Although I’d sensed it before, I noticed sufficiently this weekend that I understood.
I occasionally find my wonderful daughter doing something, like writing a letter or drawing a picture that she doesn’t want me to see. I can tell she’s doing it in a way so as to not let me know that she’s hiding something from me, but parents have eyes that see without the use of our eyes. We sense things, we know things, and perhaps it’s the Spirit or a parental sense.
My daughter this weekend was doing something in her notebook on Saturday when she and my son were here, and I could tell it was a secret. It took several hours. She worked on it casually while we watched a movie or did something else. I didn’t feel to press her on it or mention it. I wondered if it was a surprise of sorts.
I’ve noticed this same behavior in months past, but this time I chose to listen to my heart to know what was going on. And it dawned on me that she was writing or drawing something for her mother. I see the same thing when they want to speak with their mother. They don’t want me to hear what their saying, likely including “I love you.” So they take my phone or my daughter’s into another room and close the door while they chat.

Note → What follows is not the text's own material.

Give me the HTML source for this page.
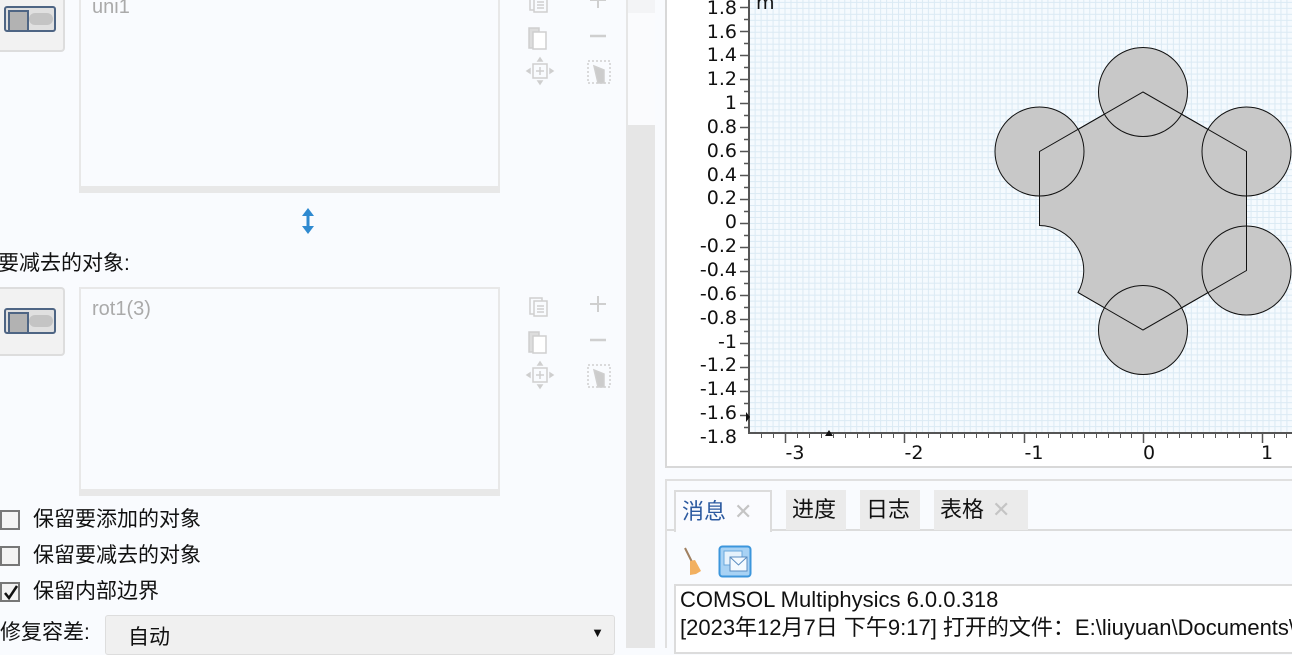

I am not hurt, nor threatened when I realized this, but saddened. Here my wonderful daughter, with whom I have our own even sacred and special relationship, feels uneasy about letting me know the she loves her mother, too.
On the way to school this morning (I am allowed to keep the children until Monday morning when I drop them off at school), I got a text while driving, and picking up my phone I saw it was a text from my daughter, sitting behind me in the car. I sensed a little horror on her part as she realized what she’d done. “Oh! I meant that for Mom. But I love you, too!”
I suddenly got a little view into my daughter’s heart. Though she may not recognize it fully, she loves both of her parents, and yet doesn’t feel comfortable letting either know that she loves the other. Her love for each is cleanly divided between the two parents. Compartmentalized. She does her best to keep the love for each separate.
A few minutes ago as I pondered this, hours later having just gone to bed, I felt sad for her. A child should never have to split, separate, and divide her love between her parents. So I got up and am writing this now. I thought about an intact family, and am reminded how my innocent son, when his mother and father were near each other in a rare meeting face to face when handing off the kids or at some child event, ran to my ex and me and wrap his arms around both of us, pulling us, almost throwing us together, innocently showing love to both and unknowingly wishing for a “whole” family. That is God’s way. God wants intact families, and children know that. But our family has been broken. Instead of the love of parents and children multiplying, growing, and expanding together and between each other, parent to parent, parents to children, children to parents, it is divided, kept “clean” and separate. There is an uneasiness, almost a fear of the child not wanting the love to be obvious to others.
I cry inside that my younger children will never know the growing, expanding, all-encompassing, multiplying love of an intact family.